1. Choice. I tell my students from Day 1 that they have a choice. They can choose to do their homework or not, they can choose to attend class or not, they can choose to behave well or not. They also know that their choices will have consequences, both positive and negative. The first day of school we talk a lot about choices and consequences. Near my classroom rules (by the way, I only have five) are lists of positive consequences (homework passes, free periods, drawing items from the grab bag) and negative consequences (letters of apology, parent conferences, visits to the office). It's a goal of mine for the students to see their choices in the classroom, so that they will hopefully be able to more clearly see their life choices.

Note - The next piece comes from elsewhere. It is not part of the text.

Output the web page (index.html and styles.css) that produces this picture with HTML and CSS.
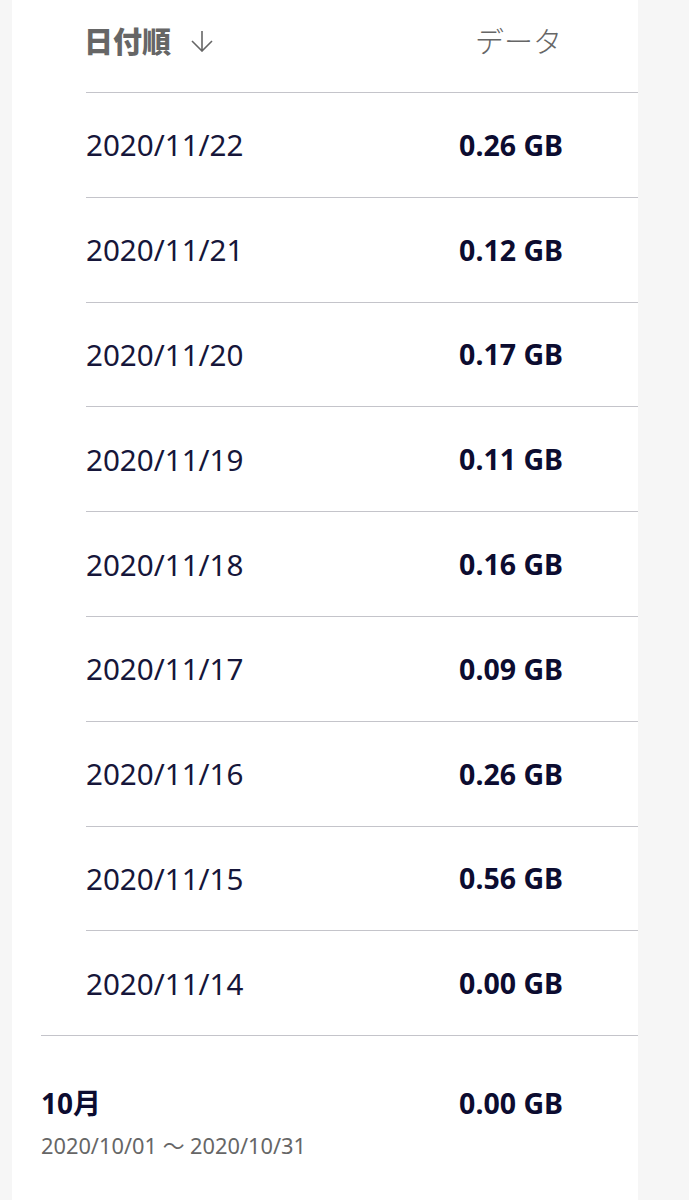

When they ask, "Do I have to do that?" (this, by the way, is an inevitable question), I just always say, "You have a choice." I try to make my classroom management style less about mandatory things and more about free will. I think this contributes to a more relaxed environment. Conclusion: Aim for less "must do" and more "can do." Let students know that you support good choices, but it is their choice nonetheless. That way, students take full responsibility for their actions. When they complain about a grade, you can very easily say, "Didn't you choose this grade?" or when they are angry about a reprimand, you can say, "You chose to behave that way."